A few fun questions…
You’re also a columnist for a cooking magazine. What is your favorite comfort food and why?
Our family has an Everyday Salad that is ridiculously delicious! We’re all hooked on it. In fact, I just gave a shower for my future daughter-in-law. I gave her a wooden salad bowl and wooden forks, the recipe for our Everyday Salad, and all of the ingredients! Even a head of cabbage.
This website features musicians as well as authors. If you were a song, what kind of song would you be?
A classical piano piece, like Eric Satie’s Gymnopedie. Simple but satisfying.
In the story that is your life, are you the strong, female lead; the girl next door; the mysterious woman behind dark glasses; the super heroine; or the little girl trying to walk in high heels?
I think … the girl next door. Maybe … two doors over. Easily overlooked!
Your family trains dogs for Guide Dogs for the Blind. I had tears in my eyes while reading your story about Arbor, the first dog you trained. I hope everyone will click here and read it too. Please tell us about your current pet(s).
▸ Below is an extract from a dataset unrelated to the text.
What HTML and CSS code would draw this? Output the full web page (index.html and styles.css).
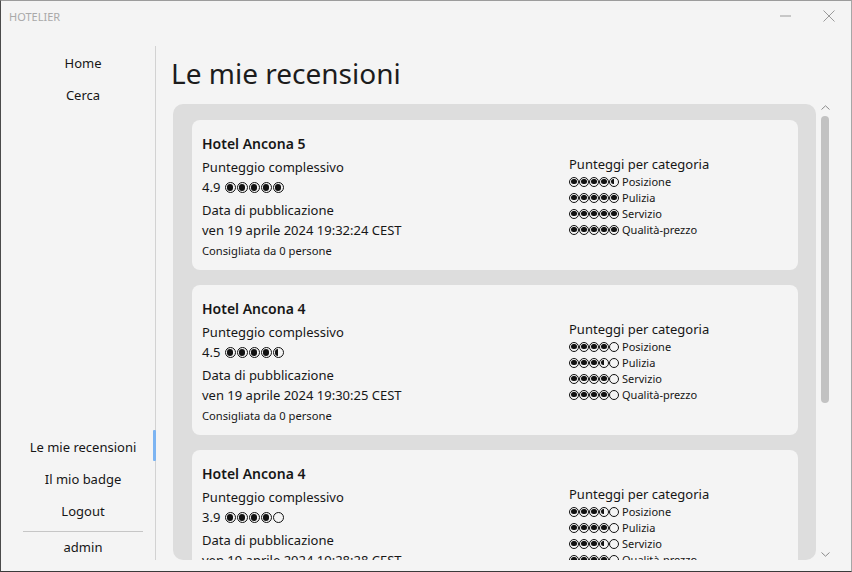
FILE: index.html
```html
<!DOCTYPE html>
<html lang="it">
<head>
<meta charset="utf-8">
<title>Hotelier</title>
<link rel="stylesheet" href="styles.css">
</head>
<body>
<div class="window">
  <div class="titlebar">
    <div class="app-title">HOTELIER</div>
    <div class="win-btn"><svg width="11" height="2" viewBox="0 0 11 2"><path d="M0 1h11" stroke="#9a9a9a" stroke-width="1"/></svg></div>
    <div class="win-btn"><svg width="12" height="12" viewBox="0 0 12 12"><path d="M0.5 0.5L11.5 11.5M11.5 0.5L0.5 11.5" stroke="#9a9a9a" stroke-width="1"/></svg></div>
  </div>
  <div class="body-row">
    <nav class="sidebar">
      <div class="nav-group">
        <div class="nav-item">Home</div>
        <div class="nav-item">Cerca</div>
      </div>
      <div class="nav-group bottom">
        <div class="nav-item active">Le mie recensioni</div>
        <div class="nav-item">Il mio badge</div>
        <div class="nav-item">Logout</div>
        <div class="separator"></div>
        <div class="nav-item user">admin</div>
      </div>
    </nav>
    <main class="main">
      <h1 class="page-title">Le mie recensioni</h1>
      <div class="scroll-pane">
        <div class="scroll-content">

          <article class="card">
            <div class="card-left">
              <div class="hotel-name">Hotel Ancona 5</div>
              <div class="group">
                <div class="line">Punteggio complessivo</div>
                <div class="line">4.9 <span class="r big"><i class="b f"></i><i class="b f"></i><i class="b f"></i><i class="b f"></i><i class="b f"></i></span></div>
              </div>
              <div class="group">
                <div class="line">Data di pubblicazione</div>
                <div class="line">ven 19 aprile 2024 19:32:24 CEST</div>
              </div>
              <div class="likes">Consigliata da 0 persone</div>
            </div>
            <div class="card-right">
              <div class="line">Punteggi per categoria</div>
              <div class="cat"><span class="r"><i class="b f"></i><i class="b f"></i><i class="b f"></i><i class="b f"></i><i class="b h"></i></span>Posizione</div>
              <div class="cat"><span class="r"><i class="b f"></i><i class="b f"></i><i class="b f"></i><i class="b f"></i><i class="b f"></i></span>Pulizia</div>
              <div class="cat"><span class="r"><i class="b f"></i><i class="b f"></i><i class="b f"></i><i class="b f"></i><i class="b f"></i></span>Servizio</div>
              <div class="cat"><span class="r"><i class="b f"></i><i class="b f"></i><i class="b f"></i><i class="b f"></i><i class="b f"></i></span>Qualità-prezzo</div>
            </div>
          </article>

          <article class="card">
            <div class="card-left">
              <div class="hotel-name">Hotel Ancona 4</div>
              <div class="group">
                <div class="line">Punteggio complessivo</div>
                <div class="line">4.5 <span class="r big"><i class="b f"></i><i class="b f"></i><i class="b f"></i><i class="b f"></i><i class="b h"></i></span></div>
              </div>
              <div class="group">
                <div class="line">Data di pubblicazione</div>
                <div class="line">ven 19 aprile 2024 19:30:25 CEST</div>
              </div>
              <div class="likes">Consigliata da 0 persone</div>
            </div>
            <div class="card-right">
              <div class="line">Punteggi per categoria</div>
              <div class="cat"><span class="r"><i class="b f"></i><i class="b f"></i><i class="b f"></i><i class="b f"></i><i class="b"></i></span>Posizione</div>
              <div class="cat"><span class="r"><i class="b f"></i><i class="b f"></i><i class="b f"></i><i class="b h"></i><i class="b"></i></span>Pulizia</div>
              <div class="cat"><span class="r"><i class="b f"></i><i class="b f"></i><i class="b f"></i><i class="b f"></i><i class="b"></i></span>Servizio</div>
              <div class="cat"><span class="r"><i class="b f"></i><i class="b f"></i><i class="b f"></i><i class="b f"></i><i class="b"></i></span>Qualità-prezzo</div>
            </div>
          </article>

          <article class="card">
            <div class="card-left">
              <div class="hotel-name">Hotel Ancona 4</div>
              <div class="group">
                <div class="line">Punteggio complessivo</div>
                <div class="line">3.9 <span class="r big"><i class="b f"></i><i class="b f"></i><i class="b f"></i><i class="b f"></i><i class="b"></i></span></div>
              </div>
              <div class="group">
                <div class="line">Data di pubblicazione</div>
                <div class="line">ven 19 aprile 2024 19:28:28 CEST</div>
              </div>
              <div class="likes">Consigliata da 0 persone</div>
            </div>
            <div class="card-right">
              <div class="line">Punteggi per categoria</div>
              <div class="cat"><span class="r"><i class="b f"></i><i class="b f"></i><i class="b f"></i><i class="b h"></i><i class="b"></i></span>Posizione</div>
              <div class="cat"><span class="r"><i class="b f"></i><i class="b f"></i><i class="b f"></i><i class="b f"></i><i class="b"></i></span>Pulizia</div>
              <div class="cat"><span class="r"><i class="b f"></i><i class="b f"></i><i class="b f"></i><i class="b h"></i><i class="b"></i></span>Servizio</div>
              <div class="cat"><span class="r"><i class="b f"></i><i class="b f"></i><i class="b f"></i><i class="b f"></i><i class="b"></i></span>Qualità-prezzo</div>
            </div>
          </article>

        </div>
        <div class="scrollbar">
          <svg class="chev" width="9" height="5" viewBox="0 0 9 5"><path d="M0.5 4.5L4.5 0.8L8.5 4.5" fill="none" stroke="#8a8a8a" stroke-width="1"/></svg>
          <div class="thumb"></div>
          <div class="spacer"></div>
          <svg class="chev down" width="9" height="5" viewBox="0 0 9 5"><path d="M0.5 0.5L4.5 4.2L8.5 0.5" fill="none" stroke="#8a8a8a" stroke-width="1"/></svg>
        </div>
      </div>
    </main>
  </div>
</div>
</body>
</html>
```

FILE: styles.css
```css
* { box-sizing: border-box; margin: 0; padding: 0; }
html, body { width: 852px; height: 572px; overflow: hidden; }
body {
  font-family: "Noto Sans", "Open Sans", sans-serif;
  color: #161616;
  background: #f4f4f4;
}
.window {
  width: 852px;
  height: 572px;
  display: flex;
  flex-direction: column;
  background: #f4f4f4;
  border-top: 1px solid #9c9c9c;
  border-left: 1px solid #4a4a4a;
  border-right: 1px solid #a6a6a6;
  border-bottom: 1px solid #3a3a3a;
  overflow: hidden;
}
.titlebar {
  height: 30px;
  display: flex;
  align-items: center;
  padding-left: 8px;
  flex-shrink: 0;
}
.app-title {
  flex: 1;
  font-size: 11px;
  color: #a9a9a9;
}
.win-btn {
  width: 44px;
  height: 30px;
  display: flex;
  align-items: center;
  justify-content: center;
}
.body-row {
  flex: 1;
  display: flex;
  padding: 15px 0 11px 0;
  min-height: 0;
}
.sidebar {
  width: 155px;
  flex-shrink: 0;
  padding: 1px 0 0 10px;
  border-right: 1px solid #d2d2d2;
  display: flex;
  flex-direction: column;
  justify-content: space-between;
}
.nav-group { display: flex; flex-direction: column; }
.nav-item {
  height: 32px;
  display: flex;
  align-items: center;
  justify-content: center;
  font-size: 13px;
  position: relative;
}
.nav-item.active::after {
  content: "";
  position: absolute;
  right: -1px;
  top: -1px;
  width: 3px;
  height: 31px;
  background: #7cb4f2;
  border-radius: 1px;
}
.separator {
  height: 1px;
  background: #c6c6c6;
  margin: 4px 12px 0 12px;
}
.nav-item.user { height: 28px; padding-top: 2px; }
.main {
  flex: 1;
  display: flex;
  flex-direction: column;
  padding: 0 17px 0 17px;
  min-width: 0;
}
.page-title {
  font-size: 28px;
  font-weight: 400;
  height: 58px;
  line-height: 55px;
  margin-left: -2px;
  color: #1c1c1c;
  flex-shrink: 0;
}
.scroll-pane {
  flex: 1;
  display: flex;
  min-height: 0;
}
.scroll-content {
  flex: 1;
  background: #dddddd;
  border-radius: 10px;
  padding: 16px 18px 0 19px;
  display: flex;
  flex-direction: column;
  gap: 15px;
  overflow: hidden;
}
.card {
  flex-shrink: 0;
  height: 150px;
  background: #f4f4f4;
  border-radius: 8px;
  padding: 14px 10px 11px 10px;
  display: flex;
  align-items: center;
  justify-content: space-between;
}
.card-left { display: flex; flex-direction: column; gap: 3px; }
.hotel-name { font-size: 14px; font-weight: 600; line-height: 20px; }
.group { display: flex; flex-direction: column; }
.line { font-size: 13px; line-height: 20px; white-space: nowrap; }
.likes { font-size: 11.2px; line-height: 16px; }
.card-right { width: 219px; display: flex; flex-direction: column; margin-bottom: 2px; }
.cat {
  font-size: 11px;
  line-height: 16px;
  display: flex;
  align-items: center;
  white-space: nowrap;
}
.r { display: inline-flex; align-items: center; margin-right: 3px; }
.r.big { margin-left: 1px; gap: 1px; vertical-align: -1px; margin-right: 0; }
.b {
  display: block;
  width: 10px;
  height: 10px;
  border: 1.4px solid #111;
  border-radius: 50%;
  position: relative;
}
.r.big .b { width: 11px; height: 11px; border-width: 1.6px; }
.b.f::after, .b.h::after {
  content: "";
  position: absolute;
  inset: 1.4px;
  border-radius: 50%;
  background: #111;
}
.b.h::after { background: linear-gradient(to right, #111 50%, transparent 50%); }
.scrollbar {
  width: 18px;
  flex-shrink: 0;
  display: flex;
  flex-direction: column;
  align-items: center;
}
.chev { margin-top: 1px; display: block; }
.thumb {
  width: 8px;
  height: 287px;
  margin-top: 6px;
  background: #c2c2c2;
  border-radius: 4px;
}
.spacer { flex: 1; }
.chev.down { margin-bottom: 3px; }
```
Have you ever had a dog fail to make the program and, thus, return to live with you?
My youngest son got me into puppy raising for Guide Dogs for the Blind—and it was like eating a potato chip. You couldn’t stop at one. We’ve raised ten puppies, and now I’m a breeder custodian (easier to do with writing responsibilities). Currently, I have Toffee, a golden retriever/yellow lab cross, who just had nine puppies. And I’m also the breeder custodian for Vesta, a yellow lab. While we were raising puppies, we did have some dogs who didn’t graduate (over half are dropped for one reason or another—makes you realize how remarkable a dog in harness is). We’ve kept one or two and have placed a few with family. I love being a part of this organization—partly for the dogs, partly because it’s a way to make the world a better place.
Thank you, Suzanne! It’s been a pleasure having you as a guest at DivineDetour.
Thank you for letting me visit your blog today! I enjoyed your “out-of-the-box” questions. Very fun!